Written problem
Review the material line by line. Identify and copy every line that contains the string "this".

========================================

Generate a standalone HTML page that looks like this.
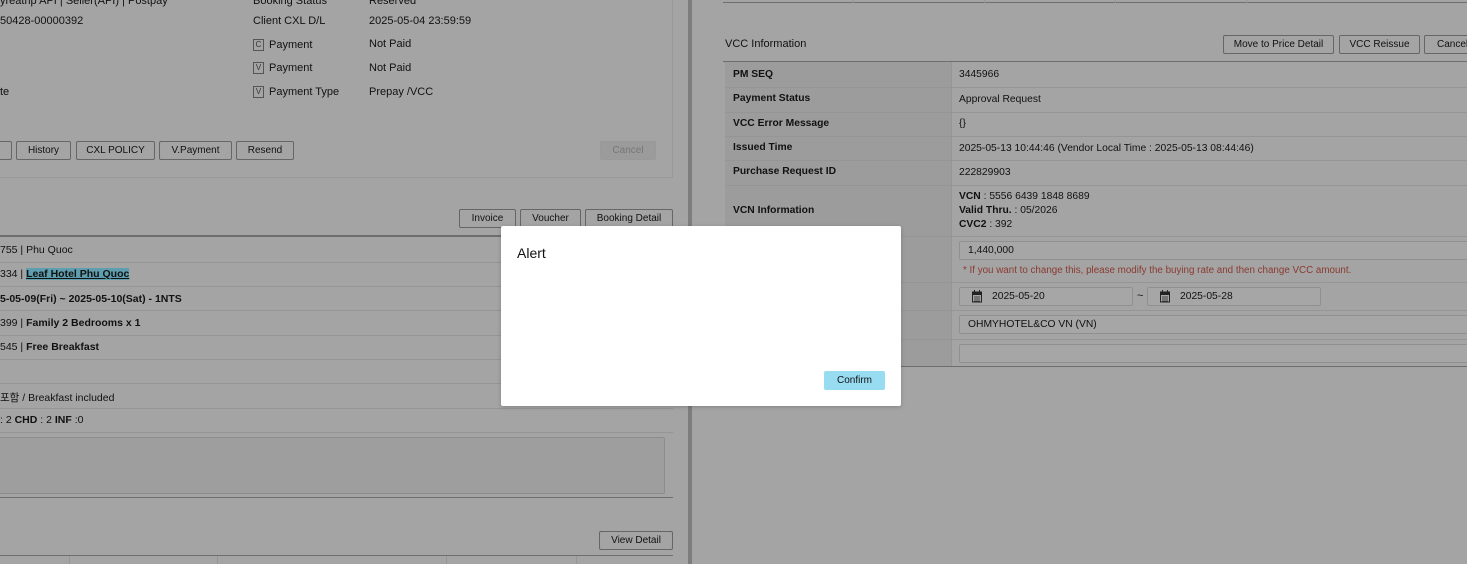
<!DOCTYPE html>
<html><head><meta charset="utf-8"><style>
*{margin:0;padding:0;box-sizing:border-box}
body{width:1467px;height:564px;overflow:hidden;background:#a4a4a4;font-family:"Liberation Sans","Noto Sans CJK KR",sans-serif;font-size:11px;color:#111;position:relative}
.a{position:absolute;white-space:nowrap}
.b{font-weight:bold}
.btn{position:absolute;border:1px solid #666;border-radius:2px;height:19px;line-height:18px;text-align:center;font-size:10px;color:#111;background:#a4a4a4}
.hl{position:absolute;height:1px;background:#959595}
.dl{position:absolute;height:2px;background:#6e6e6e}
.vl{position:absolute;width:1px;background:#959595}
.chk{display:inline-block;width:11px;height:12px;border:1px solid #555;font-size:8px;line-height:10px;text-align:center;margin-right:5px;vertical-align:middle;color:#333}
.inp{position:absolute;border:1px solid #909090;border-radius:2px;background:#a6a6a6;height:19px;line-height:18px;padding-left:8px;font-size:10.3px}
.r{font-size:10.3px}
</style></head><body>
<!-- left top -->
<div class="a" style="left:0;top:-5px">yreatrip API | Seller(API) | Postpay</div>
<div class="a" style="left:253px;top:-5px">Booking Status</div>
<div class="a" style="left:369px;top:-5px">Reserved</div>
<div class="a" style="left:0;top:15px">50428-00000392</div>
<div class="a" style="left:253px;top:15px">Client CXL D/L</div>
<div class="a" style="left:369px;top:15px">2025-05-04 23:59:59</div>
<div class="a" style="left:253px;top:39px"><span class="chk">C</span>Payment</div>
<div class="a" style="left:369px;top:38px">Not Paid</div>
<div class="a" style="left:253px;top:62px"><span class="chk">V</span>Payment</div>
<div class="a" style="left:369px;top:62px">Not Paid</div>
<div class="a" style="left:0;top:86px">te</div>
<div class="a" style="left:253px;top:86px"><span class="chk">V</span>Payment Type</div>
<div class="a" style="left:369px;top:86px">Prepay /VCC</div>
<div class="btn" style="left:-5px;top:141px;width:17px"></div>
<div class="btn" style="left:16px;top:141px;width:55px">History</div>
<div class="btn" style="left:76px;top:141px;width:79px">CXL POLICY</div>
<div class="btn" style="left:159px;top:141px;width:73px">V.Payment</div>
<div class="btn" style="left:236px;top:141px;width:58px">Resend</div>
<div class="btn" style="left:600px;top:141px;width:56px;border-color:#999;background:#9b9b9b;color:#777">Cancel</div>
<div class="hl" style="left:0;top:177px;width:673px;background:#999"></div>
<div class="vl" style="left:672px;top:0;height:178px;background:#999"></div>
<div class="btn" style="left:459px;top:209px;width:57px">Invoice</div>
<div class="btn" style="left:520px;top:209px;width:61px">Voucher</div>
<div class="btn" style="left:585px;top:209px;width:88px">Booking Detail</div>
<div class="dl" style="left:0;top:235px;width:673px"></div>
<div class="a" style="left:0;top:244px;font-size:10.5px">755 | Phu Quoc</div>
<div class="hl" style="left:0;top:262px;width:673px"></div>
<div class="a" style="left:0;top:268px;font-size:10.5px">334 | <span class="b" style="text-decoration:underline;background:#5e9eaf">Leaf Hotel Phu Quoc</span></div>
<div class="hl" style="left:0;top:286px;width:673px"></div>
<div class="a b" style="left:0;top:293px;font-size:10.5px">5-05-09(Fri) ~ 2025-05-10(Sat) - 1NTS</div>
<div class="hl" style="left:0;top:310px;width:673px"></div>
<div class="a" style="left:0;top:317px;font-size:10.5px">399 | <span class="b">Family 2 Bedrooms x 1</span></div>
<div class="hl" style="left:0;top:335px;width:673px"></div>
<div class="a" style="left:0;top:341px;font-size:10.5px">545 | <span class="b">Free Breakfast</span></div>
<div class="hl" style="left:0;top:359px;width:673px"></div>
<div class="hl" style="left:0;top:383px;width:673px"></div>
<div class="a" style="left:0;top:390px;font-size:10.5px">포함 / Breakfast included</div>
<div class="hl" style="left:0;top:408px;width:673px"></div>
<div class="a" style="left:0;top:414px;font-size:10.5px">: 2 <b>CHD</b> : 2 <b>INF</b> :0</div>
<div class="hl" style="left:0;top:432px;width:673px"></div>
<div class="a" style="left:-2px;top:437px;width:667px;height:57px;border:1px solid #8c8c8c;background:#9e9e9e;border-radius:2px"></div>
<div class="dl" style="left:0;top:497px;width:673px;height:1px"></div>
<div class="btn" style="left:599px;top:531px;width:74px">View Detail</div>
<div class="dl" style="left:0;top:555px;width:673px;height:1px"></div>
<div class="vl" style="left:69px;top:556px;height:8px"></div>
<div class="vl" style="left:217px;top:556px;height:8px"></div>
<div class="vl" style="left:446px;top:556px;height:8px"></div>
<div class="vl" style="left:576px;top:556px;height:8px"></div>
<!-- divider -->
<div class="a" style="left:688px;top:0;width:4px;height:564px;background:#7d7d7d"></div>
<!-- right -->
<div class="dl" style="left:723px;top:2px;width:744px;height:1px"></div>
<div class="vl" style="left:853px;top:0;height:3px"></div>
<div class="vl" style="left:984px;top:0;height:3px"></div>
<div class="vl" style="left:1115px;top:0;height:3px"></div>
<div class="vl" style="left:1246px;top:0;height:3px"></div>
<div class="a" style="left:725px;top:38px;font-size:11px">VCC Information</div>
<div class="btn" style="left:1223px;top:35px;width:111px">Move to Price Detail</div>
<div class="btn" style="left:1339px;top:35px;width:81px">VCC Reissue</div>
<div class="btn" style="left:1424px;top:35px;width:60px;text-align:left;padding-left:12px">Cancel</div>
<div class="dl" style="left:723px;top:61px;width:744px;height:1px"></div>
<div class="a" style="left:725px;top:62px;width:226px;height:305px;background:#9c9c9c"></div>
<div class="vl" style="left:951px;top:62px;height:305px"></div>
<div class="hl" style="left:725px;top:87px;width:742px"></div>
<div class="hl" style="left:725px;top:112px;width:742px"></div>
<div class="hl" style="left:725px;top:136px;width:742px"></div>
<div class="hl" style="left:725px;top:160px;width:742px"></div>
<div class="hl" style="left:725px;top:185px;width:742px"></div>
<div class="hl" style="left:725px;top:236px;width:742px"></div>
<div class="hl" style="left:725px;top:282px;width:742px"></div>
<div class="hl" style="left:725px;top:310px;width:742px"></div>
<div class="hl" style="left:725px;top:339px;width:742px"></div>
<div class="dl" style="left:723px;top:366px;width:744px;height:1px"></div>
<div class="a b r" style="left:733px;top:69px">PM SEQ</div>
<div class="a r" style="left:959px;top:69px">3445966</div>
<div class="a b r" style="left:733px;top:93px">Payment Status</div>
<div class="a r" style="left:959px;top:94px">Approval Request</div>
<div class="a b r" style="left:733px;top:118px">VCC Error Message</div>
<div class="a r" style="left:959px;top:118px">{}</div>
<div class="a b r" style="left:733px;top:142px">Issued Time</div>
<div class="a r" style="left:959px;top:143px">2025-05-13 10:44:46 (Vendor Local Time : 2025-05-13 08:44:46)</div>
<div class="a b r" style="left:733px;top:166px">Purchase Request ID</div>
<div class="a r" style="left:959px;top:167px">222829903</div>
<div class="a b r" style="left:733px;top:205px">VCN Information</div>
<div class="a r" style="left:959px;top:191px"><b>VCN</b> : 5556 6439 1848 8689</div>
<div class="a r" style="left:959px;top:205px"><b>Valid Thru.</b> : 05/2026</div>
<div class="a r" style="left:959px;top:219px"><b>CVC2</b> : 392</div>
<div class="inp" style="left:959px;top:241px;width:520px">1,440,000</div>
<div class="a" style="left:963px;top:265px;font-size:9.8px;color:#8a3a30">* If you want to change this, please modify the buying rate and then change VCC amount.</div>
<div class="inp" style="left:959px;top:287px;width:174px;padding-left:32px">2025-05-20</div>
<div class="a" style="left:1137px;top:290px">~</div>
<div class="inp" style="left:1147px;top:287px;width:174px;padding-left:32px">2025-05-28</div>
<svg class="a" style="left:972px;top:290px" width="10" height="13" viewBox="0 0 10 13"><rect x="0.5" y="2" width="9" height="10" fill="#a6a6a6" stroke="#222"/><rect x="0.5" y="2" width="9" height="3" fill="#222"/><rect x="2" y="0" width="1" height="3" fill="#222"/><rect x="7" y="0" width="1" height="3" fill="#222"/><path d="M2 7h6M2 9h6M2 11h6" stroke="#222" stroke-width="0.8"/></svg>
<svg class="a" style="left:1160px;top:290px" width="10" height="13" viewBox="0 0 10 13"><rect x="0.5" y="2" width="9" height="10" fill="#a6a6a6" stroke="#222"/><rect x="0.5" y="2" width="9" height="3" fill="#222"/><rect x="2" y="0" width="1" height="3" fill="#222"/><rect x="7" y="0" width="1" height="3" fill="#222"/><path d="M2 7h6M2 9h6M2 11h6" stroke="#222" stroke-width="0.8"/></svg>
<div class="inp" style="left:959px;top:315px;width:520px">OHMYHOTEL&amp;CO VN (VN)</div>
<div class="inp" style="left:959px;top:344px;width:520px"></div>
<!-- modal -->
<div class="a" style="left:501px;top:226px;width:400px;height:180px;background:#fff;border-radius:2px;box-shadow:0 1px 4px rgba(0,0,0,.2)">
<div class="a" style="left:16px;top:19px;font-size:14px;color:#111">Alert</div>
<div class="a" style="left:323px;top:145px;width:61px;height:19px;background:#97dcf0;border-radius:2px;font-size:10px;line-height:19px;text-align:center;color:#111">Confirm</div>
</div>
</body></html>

========================================

Task solution
Generate a standalone HTML page that looks like this.
<div class="a" style="left:963px;top:265px;font-size:9.8px;color:#8a3a30">* If you want to change this, please modify the buying rate and then change VCC amount.</div>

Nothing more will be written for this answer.